1999-02-01 07:07:51

by David S. Miller

[permalink] [raw]
Subject: Re: Page coloring HOWTO [ans]

From: [email protected] (Larry McVoy)
Date: Sun, 31 Jan 1999 11:24:39 -0800

[email protected] (Hey, look where Dave is :-) says:

: Page coloring, in the sense that we are talking about here,
: is %99 dealing with physically indexed secondary/third-level
: etc. caches. Virtually indexed secondary/third-level caches
: are dinosaurs

Are you sure about that? We should come to agreement on terminology.
I thought that the HyperSparc was virtually indexed and virtually tagged,
with just about everything else being virtually indexed but physically
tagged.

MBUS speaks physical address, L2 caches on sun4m MBUS systems speak to
MBUS, therefore cache is physically tagged and 2 + 2 == 4. :-) The
same for the UPA bus on UltraSparc, busses and cache coherency schemes
work with a currency of physically addressable objects.

Anything made today that I know of is physically indexed and
physically tagged (PIPT for short).

This has some nice attributes in that it will work well if a process
chooses to touch memory at a stride of exactly cache size. However,
it's a little harder to tune for if you are an application writer because
different inputs to the program will give you different page colors.

Can you be at least slightly more explicit?
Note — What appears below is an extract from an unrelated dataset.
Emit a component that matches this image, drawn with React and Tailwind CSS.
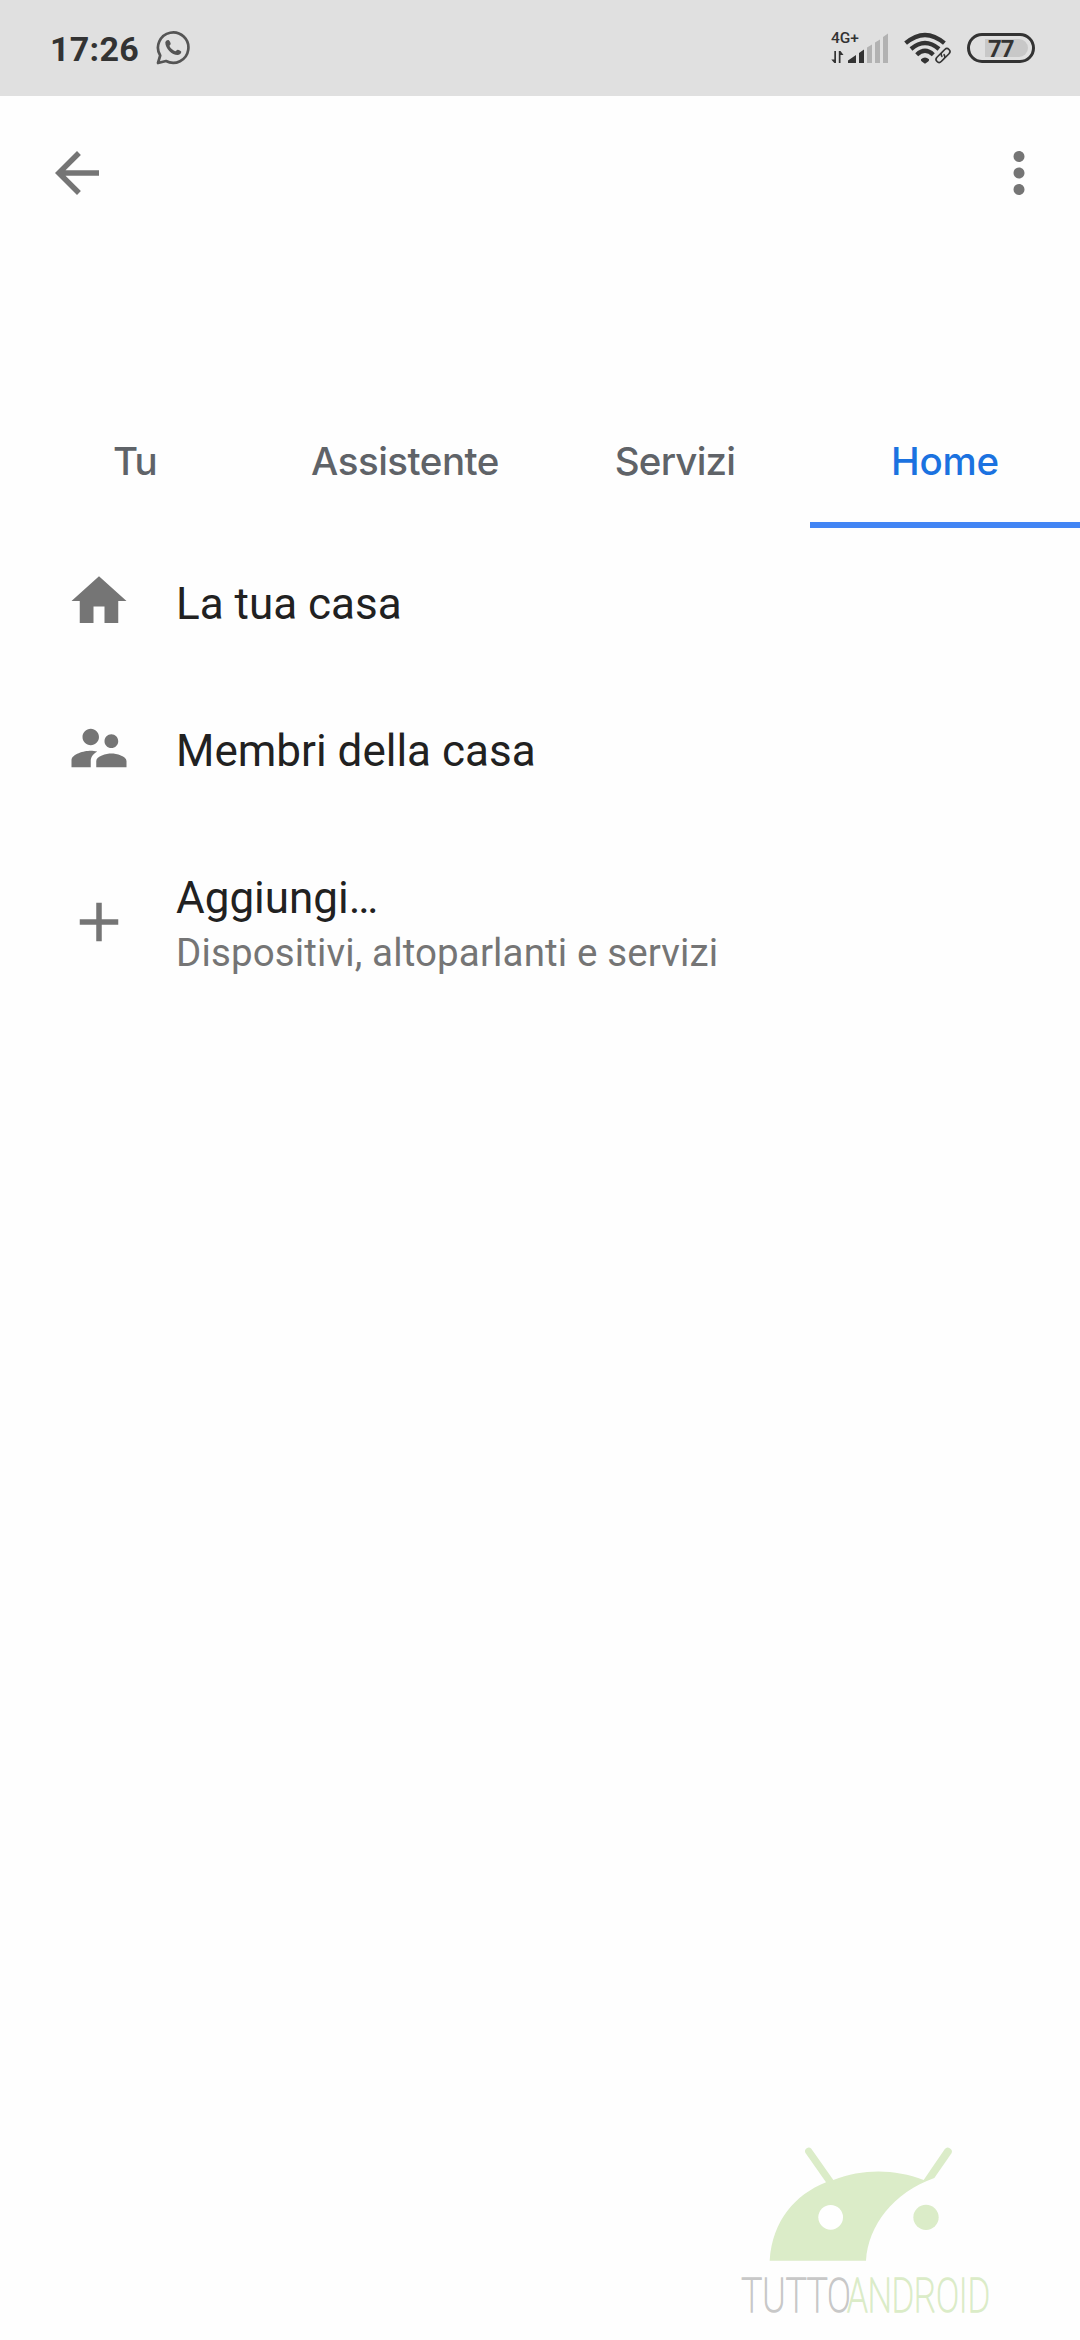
import React, { useState } from "react";

const TABS = [
  { label: "Tu", className: "tracking-[-0.8px]" },
  { label: "Assistente", className: "tracking-[-0.5px]" },
  { label: "Servizi", className: "tracking-[-0.8px]" },
  { label: "Home", className: "tracking-[-0.2px]" },
];

const ICONS = {
  back: "M20 11H7.83l5.59-5.59L12 4l-8 8 8 8 1.41-1.41L7.83 13H20v-2z",
  more: "M12 8c1.1 0 2-.9 2-2s-.9-2-2-2-2 .9-2 2 .9 2 2 2zm0 2c-1.1 0-2 .9-2 2s.9 2 2 2 2-.9 2-2-.9-2-2-2zm0 6c-1.1 0-2 .9-2 2s.9 2 2 2 2-.9 2-2-.9-2-2-2z",
  home: "M10 20v-6h4v6h5v-8h3L12 3 2 12h3v8z",
  people:
    "M16.5 12c1.38 0 2.49-1.12 2.49-2.5S17.88 7 16.5 7C15.12 7 14 8.12 14 9.5s1.12 2.5 2.5 2.5zM9 11c1.66 0 2.99-1.34 2.99-3S10.66 5 9 5C7.34 5 6 6.34 6 8s1.34 3 3 3zm7.5 3c-1.83 0-5.5.92-5.5 2.75V19h11v-2.25c0-1.83-3.67-2.75-5.5-2.75zM9 13c-2.33 0-7 1.17-7 3.5V19h7v-2.25c0-.85.33-2.34 2.37-3.47C10.5 13.1 9.66 13 9 13z",
  add: "M19 13h-6v6h-2v-6H5v-2h6V5h2v6h6v2z",
};

function Icon({ name }) {
  return (
    <svg viewBox="0 0 24 24" className="size-[66px] shrink-0 fill-[#757575]">
      <path d={ICONS[name]} />
    </svg>
  );
}

function WhatsAppIcon() {
  return (
    <svg viewBox="0 0 36 36" className="ml-4 size-9" fill="none">
      <path
        d="M3 33l2.2-7.5A15.2 15.2 0 1 1 11 31z"
        stroke="#555"
        strokeWidth="2.7"
        strokeLinejoin="round"
      />
      <path
        d="M10.3 12.2c.9-2 2.7-2.8 3.8-1.8.8.9 1.5 2.3 1.6 3.4 0 1-1.4 1.5-1.2 2.3 1 2.3 3.2 4.2 5.7 5.1.9.1 1.6-1.6 2.6-1.5 1.3.2 2.7 1 3.4 1.9.5 1.3-1.3 3.2-3.2 3.5-5.7.3-12.9-6.6-12.7-12.9z"
        fill="#555"
      />
    </svg>
  );
}

function Signal() {
  return (
    <div className="flex w-[58px] flex-col">
      <span className="h-[13px] text-[15.5px] leading-[13px] font-medium">4G+</span>
      <svg viewBox="0 13 58 19" className="h-[19px] w-[58px] overflow-visible fill-[#333]">
        <path d="M3.3 19H5v12H3.3L.3 27.4h3zM7.8 31V19h1.7l3 4H9.5v8z" />
        <path d="M17 31v-2.4l8-5.6v8zM28 31V21l5-3.4V31z" />
        <path d="M36 31V15.5l5-2.9V31zM44 31V10.5l5-3V31zM52 31V5l5-3.5V31z" fill="#b2b2b2" />
      </svg>
    </div>
  );
}

function Wifi() {
  return (
    <svg viewBox="0 0 50 34" className="h-[34px] w-[50px]" fill="none" stroke="#333">
      <path d="M2.6 12.2Q22 -4.4 41.4 12.2" strokeWidth="4.3" />
      <path d="M8 18Q22 6 36 18" strokeWidth="4.3" />
      <path d="M13.7 23.8Q22 15.9 30.3 23.8" strokeWidth="4.3" />
      <path d="M18 28.2q4-3.4 8 0 .4 1.2-.8 2.2L22 32.8l-3.2-2.4q-1.2-1-.8-2.2z" fill="#333" stroke="none" />
      <g strokeWidth="1.6" transform="rotate(-45 40 24.5)">
        <path d="M40.5 21.5h-6a3 3 0 0 0 0 6h4a3 3 0 0 0 2.8-3.5" />
        <path d="M39.5 27.5h6a3 3 0 0 0 0-6h-4a3 3 0 0 0-2.8 3.5" />
      </g>
    </svg>
  );
}

function Battery({ level }) {
  return (
    <div className="flex h-[30px] w-[68px] items-center rounded-full border-3 border-[#333] pl-[15px]">
      <div className="flex h-[18px] w-[43px] items-center rounded-r-full bg-[#c8c8c8] pt-0.5 pl-[3px] text-2xl leading-none font-bold tracking-[-0.9px]">
        {level}
      </div>
    </div>
  );
}

function StatusBar() {
  return (
    <div className="flex h-24 items-center justify-between bg-[#e0e0e0] pr-[45px] pl-[50px] text-[#333]">
      <div className="flex items-center">
        <span className="pt-0.5 text-[34px] leading-none font-bold tracking-[0.3px]">17:26</span>
        <WhatsAppIcon />
      </div>
      <div className="flex items-center">
        <Signal />
        <div className="ml-[14px]">
          <Wifi />
        </div>
        <div className="ml-[14px]">
          <Battery level={77} />
        </div>
      </div>
    </div>
  );
}

function Row({ icon, title, subtitle }) {
  return (
    <li className={`flex items-center ${subtitle ? "pt-1" : ""}`}>
      <Icon name={icon} />
      <div className="ml-11 flex flex-col pt-1.5">
        <span className="text-[44px] leading-[52px] text-[#212121]">{title}</span>
        {subtitle && (
          <span className="mt-1 text-[38.5px] leading-[50px] tracking-[0.13px] text-[#757575]">{subtitle}</span>
        )}
      </div>
    </li>
  );
}

function Watermark() {
  return (
    <svg viewBox="0 0 900 660" className="mt-auto mr-[60px] h-[220px] w-[300px] self-end">
      <g fill="#dbecc8">
        <path d="M149 422C158 300 225 225 318 187L256 98A11 11 0 0 1 274 86L340 180C430 145 525 147 611 180L674 88A12 12 0 0 1 695 99L643 174C520 218 445 315 438 422z" />
        <circle cx="618" cy="292" r="38" />
      </g>
      <circle cx="332" cy="292" r="37" fill="#fff" />
      <g fontSize="147" className="font-thin" strokeWidth="4.5">
        <text x="64" y="577" textLength="328" lengthAdjust="spacingAndGlyphs" fill="#c8c8c8" stroke="#c8c8c8">
          TUTTO
        </text>
        <text x="382" y="577" textLength="428" lengthAdjust="spacingAndGlyphs" fill="#dbecc8" stroke="#dbecc8">
          ANDROID
        </text>
      </g>
    </svg>
  );
}

export default function App() {
  const [active, setActive] = useState("Home");

  return (
    <div className="flex min-h-screen w-full flex-col bg-[#fefefe] font-[Roboto,sans-serif]">
      <StatusBar />

      <header className="flex h-[154px] items-center justify-between pr-7 pl-11">
        <button aria-label="Indietro">
          <Icon name="back" />
        </button>
        <button aria-label="Altro">
          <Icon name="more" />
        </button>
      </header>

      <nav className="mt-[146px] grid h-[132px] grid-cols-4 font-[Inter,sans-serif]">
        {TABS.map((tab) => (
          <button
            key={tab.label}
            onClick={() => setActive(tab.label)}
            className={`border-b-6 pt-1.5 text-[38.5px] font-medium ${tab.className} ${
              active === tab.label ? "border-[#4285f4] text-[#1b72e0]" : "border-transparent text-[#5f6368]"
            }`}
          >
            {tab.label}
          </button>
        ))}
      </nav>

      <ul className="mt-10 flex flex-col gap-[81px] pl-[66px]">
        <Row icon="home" title="La tua casa" />
        <Row icon="people" title="Membri della casa" />
        <Row icon="add" title="Aggiungi…" subtitle="Dispositivi, altoparlanti e servizi" />
      </ul>

      <Watermark />
    </div>
  );
}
There is another trick btw, change the plain increment into something
like:

tsk->cur_color = (tsk->cur_color + SOME_NICE_PRIME) % NUM_COLORS

This is what the final implementation I was playing with used.
With the proper prime you can obtain a perfect cycle for any
reasonable NUM_COLORS value.

You could argue it either way but I'm curious as to why not just use the
(pageno + pid) % cachesize alg. Did you try this and find that it gave
consistently worse results?

No I did not try, I'm eager to try it out once I work on some sample
implementations again. At the time I was so happy with the results of
the algorithm I described that I didn't bother looking further.

I'd find that sort of hard to believe but your oblique reference to
mmaped shared libraries gave me a hint that you might be onto
something. Can you explain the results please?

The results were (on 512K L2 UltraSparcs):

1) Kernel builds were faster by close to 40 seconds.

2) lat_ctx gave perfectly smooth graphs for all process sizes and
numbers of processes up until the total size walked of the L2 cache
size boundary (512K in this case). (in fact Larry, my graphs
looked cleaner than the HP ones you always dribbled over, check
your email archives because I believe I sent these graphs to you
while I was still at Rutgers)

3) Applications which were just data set number crunchers, which I
knew gave wildly inconsistant results for each run before, gave
completely reproducable results with the coloring. Also I could
run parallel copies of these programs up to where they would have a
total resident set size of the L2, and get consistant results as
well.

The technique of coloring per-inode is very important. Just consider
a simple example (in your head, the point is to visualize this).
Picture the first few programs which run on the system and begin
paging in parts of shared libc. As each subsequent program uses some
new part of shared libc, it will color it relative to the color state
at the time of the page in. Therefore, libc itself is colored for
everyone, it is much like a shared context.

Local anonymous pages for a process and page table pages are like a
non-shared local context.

One area which could be tuned is to discover whether it makes sense to
reset the per-process color counter to zero even at fork. And
actually by my original description (do this at creation of each new
address space) this can be implied. I did not do this in the
implementation I played with.

Another way to obtain a similar effect is to use half the number of
colors as you really have in the L2 cache, it's like creating a pseudo
2-way set assosciative L2 cache.

In fact, in my experience, it seemed to make no sense to color past
a L2 cache size of 512K.

BTW, I am rather certain that the "color" terminology stems from the
fact that the problem being solved here in a mathematical sense
mirrors graph coloring (fixed number of colors, goal is to prevent
neighbouring nodes with the same color, it cannot be fully solved with
bounded complexity in all cases, etc.) Much register allocation
technology in compilers use graph coloring to model the problem as
well.

Later,
David S. Miller
[email protected]